I'm currently able to do a checkpoint, cancel the transfer midway though, finish the transfer, and then manually create the summary file and add it to the index:

# Use test_api to create a checkpoint, but AXL_DEBUG_PAUSE_AFTER will halt the AXL
# transfer partway though to simulate the job ending.
$ AXL_DEBUG_PAUSE_AFTER=1 SCR_CONF_FILE=~/myscr.conf  ./test_api

# Verify that we can't load from the partially transmitted checkpoint
$ ./scr_index -l -p $BBPATH
DSET VALID FLUSHED             CUR NAME
   1 NO                            ckpt.1

# "Finish" the transfer by renaming the file to it's final name.  This is simulating
# the "BBAPI transferred the file in the background between job runs"
$ mv $BBPATH/ckpt.1/rank_0.ckpt._AXL $BBPATH/ckpt.1/rank_0.ckpt     

# Create a summary.scr file for our "finished" transfer, and update the flush file's
# "LOCATION" entry to say the file is flushed.

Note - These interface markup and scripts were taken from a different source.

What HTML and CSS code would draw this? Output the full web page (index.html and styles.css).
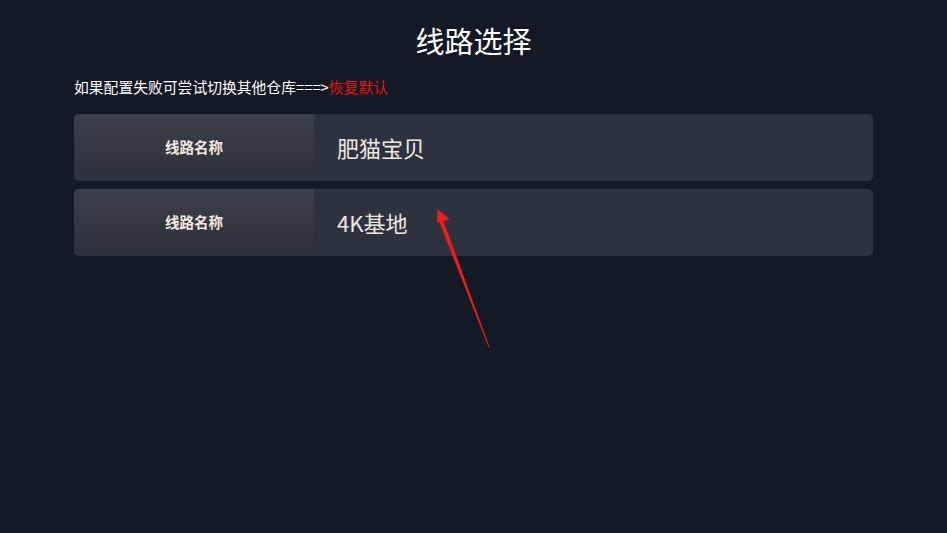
FILE: index.html
```html
<!DOCTYPE html>
<html lang="zh">
<head>
<meta charset="utf-8">
<link rel="stylesheet" href="styles.css">
</head>
<body>
<div class="page">
  <h1 class="title">线路选择</h1>
  <p class="hint">如果配置失败可尝试切换其他仓库===&gt;<span class="reset">恢复默认</span></p>
  <div class="list">
    <div class="row">
      <div class="label">线路名称</div>
      <div class="value">肥猫宝贝</div>
    </div>
    <div class="row">
      <div class="label">线路名称</div>
      <div class="value">4K基地</div>
    </div>
  </div>
  <svg class="arrow" width="947" height="533" viewBox="0 0 947 533">
    <polygon points="437.5,209 449.5,219 443.5,221 489.5,347 488.5,347 439.5,222.5 437,223" fill="#ee1c18"/>
  </svg>
</div>
</body>
</html>
```
FILE: styles.css
```css
html, body {
  margin: 0;
  padding: 0;
  background: #131a26;
}
.page {
  position: relative;
  width: 947px;
  height: 533px;
  padding: 20px 74px 0;
  box-sizing: border-box;
  font-family: "Noto Sans CJK SC", "Noto Sans", sans-serif;
}
.title {
  margin: 0;
  font-size: 29px;
  line-height: 40px;
  font-weight: 400;
  color: #ffffff;
  text-align: center;
}
.hint {
  margin: 17px 0 0;
  font-size: 14.8px;
  line-height: 20px;
  color: #ffffff;
}
.reset {
  color: #e3140f;
}
.list {
  margin-top: 17px;
  display: flex;
  flex-direction: column;
  gap: 8px;
}
.row {
  display: flex;
  height: 67px;
  border-radius: 5px;
  overflow: hidden;
  background: #2d333e;
}
.label {
  width: 240px;
  flex: none;
  display: flex;
  align-items: center;
  justify-content: center;
  padding-bottom: 3px;
  box-sizing: border-box;
  font-size: 14.5px;
  font-weight: 700;
  color: #f3e9df;
  background: linear-gradient(180deg, #3b4049 0%, #2b3039 100%);
}
.value {
  display: flex;
  align-items: center;
  padding-left: 23px;
  padding-bottom: 2px;
  font-size: 22px;
  color: #efe8e1;
}
.arrow {
  position: absolute;
  left: 0;
  top: 0;
  pointer-events: none;
}
```
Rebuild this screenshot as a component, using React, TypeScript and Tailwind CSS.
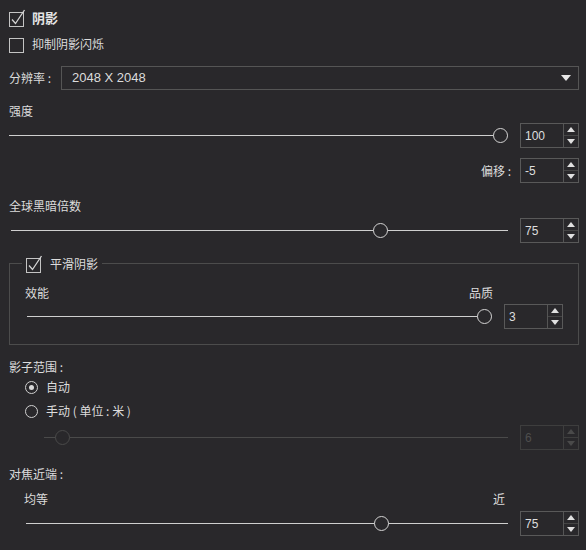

$ ./scr_flush_file --d $BBPATH -s 1 -S
ckpt.1

# Add our checkpoint into the index 
./scr_index -p $BBPATH --add=ckpt.1
Found `ckpt.1' as dataset 1 at $BBPATH/.scr/scr.dataset.1
Adding `ckpt.1' to index

# Verify our index now sees the finished checkpoint
./scr_index -l -p $BBPATH
DSET VALID FLUSHED             CUR NAME
   1 YES   2020-11-09T17:05:01     ckpt.1

The next step would be to actually do the AXL resume in scr_flush_file (the AXL_Init/AXL_Create/AXL_Resume steps). The issue with that is AXL requires you to pass the same xfer type as is in the state_file if you want to resume. We currently don't store this in any of the kvtrees, so scr_flush_file wouldn't know what the old xfer type was. The simplest solution would be to add a new AXL_XFER_STATE_FILE transfer type to AXL to tell it to "just use the old transfer type listed in the state_file". I've opened a PR to do just that: https://github.com/ECP-VeloC/AXL/pull/86

tonyhutter commented 3 years ago

Update: I've now added an -r option to scr_flush_file to AXL_Resume() a checkpoint transfer from for a particular dataset. I'm getting closer to actually writing the scr_poststage script that calls scr_flush_file/scr_index.

However, that also introduces a race condition in which job 1 flushes a checkpoint in post-stage, but job 2 starts up before that transfer has completed. In that case, job 2 would restart from an older checkpoint, and then it would likely rewrite and reflush the same checkpoint as job 1, perhaps while the system is still busy flushing job 1's checkpoint. At that point, we'd have two different jobs trying to write the same checkpoint, and that's going to break things.

I think now is the time to decide on what the behaviour should be. The simplest would be to just cancel any ongoing transfers in SCR_Init(). That might be the way to go, as the user could simply call scr_poststage as their stage-in script if they wanted to wait for the old transfers before their job runs. That could run into issues though. Its possible someone could execute a stage-in scr_poststage to resume the transfer, and then a few minutes later the previous stage-out scr_poststage could run. One possible solution would be to have scr_poststage set some state to only allow one scr_poststage instance per dataset to run at any time (maybe using a flock() on the dataset's state_file?)

tonyhutter commented 3 years ago

Side note - since users may want to call scr_poststage as their stage-in script (to wait for the old checkpoint transfer to complete), we may want to consider giving it a different name.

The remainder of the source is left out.